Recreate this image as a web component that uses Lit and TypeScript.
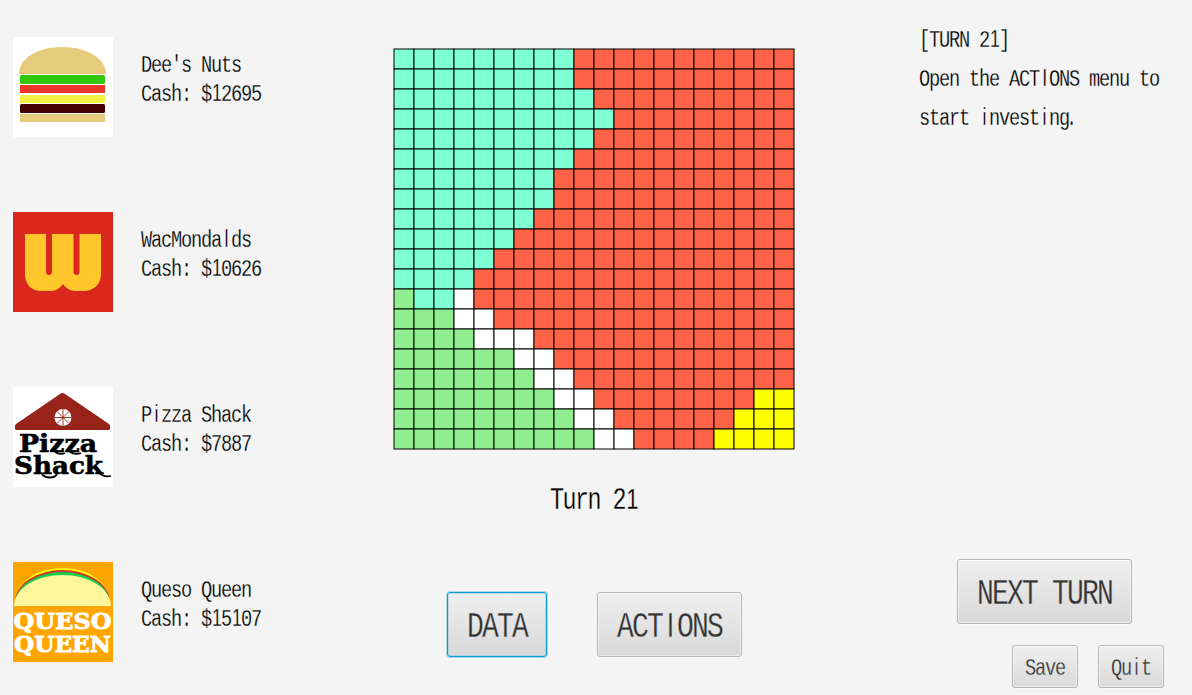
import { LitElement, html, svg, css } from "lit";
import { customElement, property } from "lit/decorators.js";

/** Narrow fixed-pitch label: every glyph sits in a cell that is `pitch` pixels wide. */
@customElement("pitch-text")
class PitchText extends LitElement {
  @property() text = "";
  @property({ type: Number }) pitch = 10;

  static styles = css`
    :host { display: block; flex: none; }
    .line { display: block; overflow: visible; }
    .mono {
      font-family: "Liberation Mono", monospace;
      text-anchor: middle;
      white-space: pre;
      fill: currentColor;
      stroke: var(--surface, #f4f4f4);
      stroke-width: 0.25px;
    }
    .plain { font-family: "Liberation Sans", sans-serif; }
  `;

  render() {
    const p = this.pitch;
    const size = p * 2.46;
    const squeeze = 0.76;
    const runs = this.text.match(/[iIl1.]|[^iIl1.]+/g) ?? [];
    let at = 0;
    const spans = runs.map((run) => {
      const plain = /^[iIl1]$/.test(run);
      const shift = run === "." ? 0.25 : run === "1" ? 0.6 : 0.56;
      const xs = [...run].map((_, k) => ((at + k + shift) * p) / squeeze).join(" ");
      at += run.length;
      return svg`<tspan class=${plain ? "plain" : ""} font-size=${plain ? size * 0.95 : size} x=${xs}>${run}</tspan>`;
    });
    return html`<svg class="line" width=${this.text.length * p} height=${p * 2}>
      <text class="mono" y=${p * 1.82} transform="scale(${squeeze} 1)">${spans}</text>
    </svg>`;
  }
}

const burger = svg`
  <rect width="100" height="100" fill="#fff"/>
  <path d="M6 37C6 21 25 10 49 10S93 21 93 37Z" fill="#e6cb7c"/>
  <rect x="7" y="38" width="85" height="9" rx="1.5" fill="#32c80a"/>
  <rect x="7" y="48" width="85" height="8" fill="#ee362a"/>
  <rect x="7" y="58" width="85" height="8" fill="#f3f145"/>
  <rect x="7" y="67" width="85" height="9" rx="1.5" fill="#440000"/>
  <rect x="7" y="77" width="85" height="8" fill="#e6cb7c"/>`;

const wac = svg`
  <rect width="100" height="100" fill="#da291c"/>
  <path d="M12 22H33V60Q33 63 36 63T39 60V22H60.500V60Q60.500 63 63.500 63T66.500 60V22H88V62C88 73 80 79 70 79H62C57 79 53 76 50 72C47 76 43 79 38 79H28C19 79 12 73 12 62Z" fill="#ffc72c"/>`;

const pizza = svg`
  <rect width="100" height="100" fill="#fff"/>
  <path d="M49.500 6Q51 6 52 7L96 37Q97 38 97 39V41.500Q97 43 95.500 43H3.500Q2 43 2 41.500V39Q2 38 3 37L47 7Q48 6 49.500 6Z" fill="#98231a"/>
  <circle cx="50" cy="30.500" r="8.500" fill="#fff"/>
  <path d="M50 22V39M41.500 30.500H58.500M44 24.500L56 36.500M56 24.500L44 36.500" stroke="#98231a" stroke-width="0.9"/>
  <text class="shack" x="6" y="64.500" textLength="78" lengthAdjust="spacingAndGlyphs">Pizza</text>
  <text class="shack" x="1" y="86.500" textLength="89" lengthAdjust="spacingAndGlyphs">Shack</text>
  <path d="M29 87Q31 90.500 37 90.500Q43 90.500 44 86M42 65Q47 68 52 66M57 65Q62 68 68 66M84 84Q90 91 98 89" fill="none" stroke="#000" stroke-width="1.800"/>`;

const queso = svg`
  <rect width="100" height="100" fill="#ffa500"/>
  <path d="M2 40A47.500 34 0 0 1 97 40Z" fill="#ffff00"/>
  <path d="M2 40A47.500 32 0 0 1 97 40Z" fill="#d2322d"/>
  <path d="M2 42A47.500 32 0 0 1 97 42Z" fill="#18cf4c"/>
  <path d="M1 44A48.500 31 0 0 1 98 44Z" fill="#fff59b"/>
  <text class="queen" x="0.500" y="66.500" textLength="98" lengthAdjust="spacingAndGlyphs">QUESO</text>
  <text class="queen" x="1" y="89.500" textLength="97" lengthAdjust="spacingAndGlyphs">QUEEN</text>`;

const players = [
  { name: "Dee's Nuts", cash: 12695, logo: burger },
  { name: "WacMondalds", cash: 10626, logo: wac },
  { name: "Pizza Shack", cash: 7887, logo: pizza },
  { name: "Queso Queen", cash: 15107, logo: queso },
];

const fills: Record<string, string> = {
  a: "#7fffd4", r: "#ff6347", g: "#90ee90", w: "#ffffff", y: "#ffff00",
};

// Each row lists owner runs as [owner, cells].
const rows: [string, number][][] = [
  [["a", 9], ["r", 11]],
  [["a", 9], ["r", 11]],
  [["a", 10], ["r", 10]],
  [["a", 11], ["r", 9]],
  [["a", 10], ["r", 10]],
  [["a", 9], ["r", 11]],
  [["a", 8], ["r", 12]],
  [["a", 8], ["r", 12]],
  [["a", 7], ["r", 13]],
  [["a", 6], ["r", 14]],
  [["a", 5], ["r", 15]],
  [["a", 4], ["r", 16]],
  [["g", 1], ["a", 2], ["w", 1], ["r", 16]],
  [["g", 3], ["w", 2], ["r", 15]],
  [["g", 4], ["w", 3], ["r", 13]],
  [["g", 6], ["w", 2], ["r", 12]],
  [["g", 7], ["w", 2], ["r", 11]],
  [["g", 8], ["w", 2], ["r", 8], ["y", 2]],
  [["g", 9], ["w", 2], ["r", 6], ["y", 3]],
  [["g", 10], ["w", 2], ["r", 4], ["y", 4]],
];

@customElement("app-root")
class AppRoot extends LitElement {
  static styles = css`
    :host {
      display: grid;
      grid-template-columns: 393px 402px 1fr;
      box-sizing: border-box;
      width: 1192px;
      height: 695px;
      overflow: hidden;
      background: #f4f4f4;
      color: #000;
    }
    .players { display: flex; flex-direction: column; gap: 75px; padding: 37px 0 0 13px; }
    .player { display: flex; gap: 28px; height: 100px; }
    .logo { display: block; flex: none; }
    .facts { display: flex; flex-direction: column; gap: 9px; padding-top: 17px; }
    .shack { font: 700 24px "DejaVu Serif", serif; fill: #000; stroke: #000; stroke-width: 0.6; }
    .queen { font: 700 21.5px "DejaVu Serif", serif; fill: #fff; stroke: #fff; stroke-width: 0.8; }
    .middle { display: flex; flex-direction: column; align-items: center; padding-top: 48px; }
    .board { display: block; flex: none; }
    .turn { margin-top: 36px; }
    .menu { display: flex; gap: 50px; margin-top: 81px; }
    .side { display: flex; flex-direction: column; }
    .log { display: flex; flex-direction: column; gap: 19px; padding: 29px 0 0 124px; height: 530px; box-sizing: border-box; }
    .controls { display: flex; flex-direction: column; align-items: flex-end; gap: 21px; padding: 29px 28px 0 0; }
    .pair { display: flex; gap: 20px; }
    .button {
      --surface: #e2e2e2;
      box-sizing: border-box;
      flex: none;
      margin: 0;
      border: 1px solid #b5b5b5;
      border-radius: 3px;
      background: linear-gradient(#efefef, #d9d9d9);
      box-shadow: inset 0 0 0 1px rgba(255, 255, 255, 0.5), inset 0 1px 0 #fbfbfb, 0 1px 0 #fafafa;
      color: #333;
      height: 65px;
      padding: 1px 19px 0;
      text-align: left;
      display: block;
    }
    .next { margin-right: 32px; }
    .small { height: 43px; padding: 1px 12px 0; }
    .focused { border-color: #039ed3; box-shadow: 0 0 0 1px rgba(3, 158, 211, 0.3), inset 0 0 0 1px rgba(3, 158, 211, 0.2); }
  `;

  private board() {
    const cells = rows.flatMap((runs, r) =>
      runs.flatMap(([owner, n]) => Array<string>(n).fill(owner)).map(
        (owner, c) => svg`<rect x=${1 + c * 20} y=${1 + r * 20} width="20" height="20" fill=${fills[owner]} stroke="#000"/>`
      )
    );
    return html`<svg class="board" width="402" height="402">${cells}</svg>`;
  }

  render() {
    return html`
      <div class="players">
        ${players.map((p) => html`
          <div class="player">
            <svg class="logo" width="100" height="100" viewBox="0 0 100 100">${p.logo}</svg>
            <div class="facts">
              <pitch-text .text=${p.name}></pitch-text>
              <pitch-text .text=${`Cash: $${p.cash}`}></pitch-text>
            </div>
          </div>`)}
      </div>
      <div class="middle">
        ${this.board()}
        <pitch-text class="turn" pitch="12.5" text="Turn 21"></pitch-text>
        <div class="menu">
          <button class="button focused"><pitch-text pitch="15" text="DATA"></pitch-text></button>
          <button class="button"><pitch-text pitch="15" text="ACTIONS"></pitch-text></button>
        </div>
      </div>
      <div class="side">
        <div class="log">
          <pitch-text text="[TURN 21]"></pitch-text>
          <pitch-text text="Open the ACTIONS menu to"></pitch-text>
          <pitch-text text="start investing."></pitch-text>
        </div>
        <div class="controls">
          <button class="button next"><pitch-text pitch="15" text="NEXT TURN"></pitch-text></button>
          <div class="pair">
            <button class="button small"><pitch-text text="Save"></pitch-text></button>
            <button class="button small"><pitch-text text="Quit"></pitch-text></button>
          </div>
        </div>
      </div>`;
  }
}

* * *

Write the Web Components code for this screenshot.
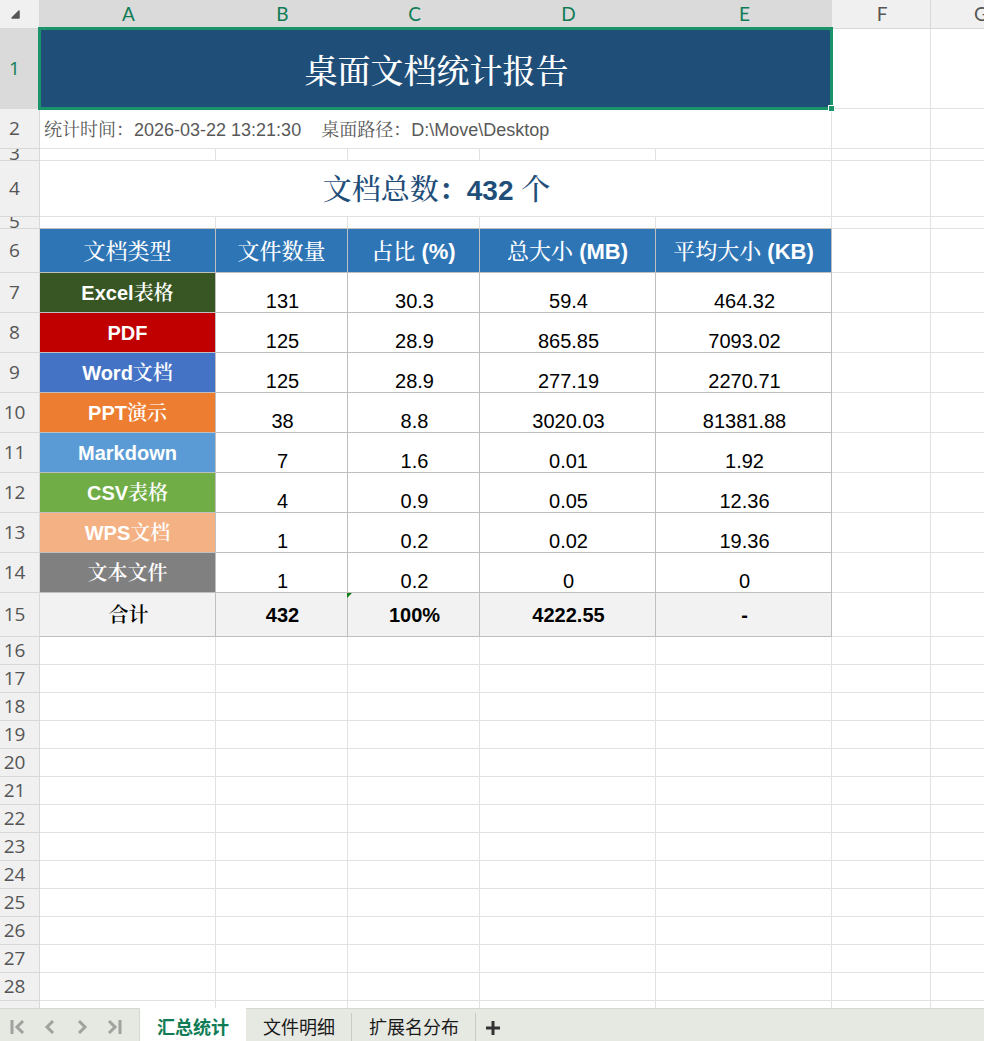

Problem to solve: Leave the pictures out, and transcribe exactly the lines above starting at the one that contains "Recreate this image" and ending at the one that contains "pitch = 10;".

Task output:
Recreate this image as a web component that uses Lit and TypeScript.
import { LitElement, html, svg, css } from "lit";
import { customElement, property } from "lit/decorators.js";

/** Narrow fixed-pitch label: every glyph sits in a cell that is `pitch` pixels wide. */
@customElement("pitch-text")
class PitchText extends LitElement {
  @property() text = "";
  @property({ type: Number }) pitch = 10;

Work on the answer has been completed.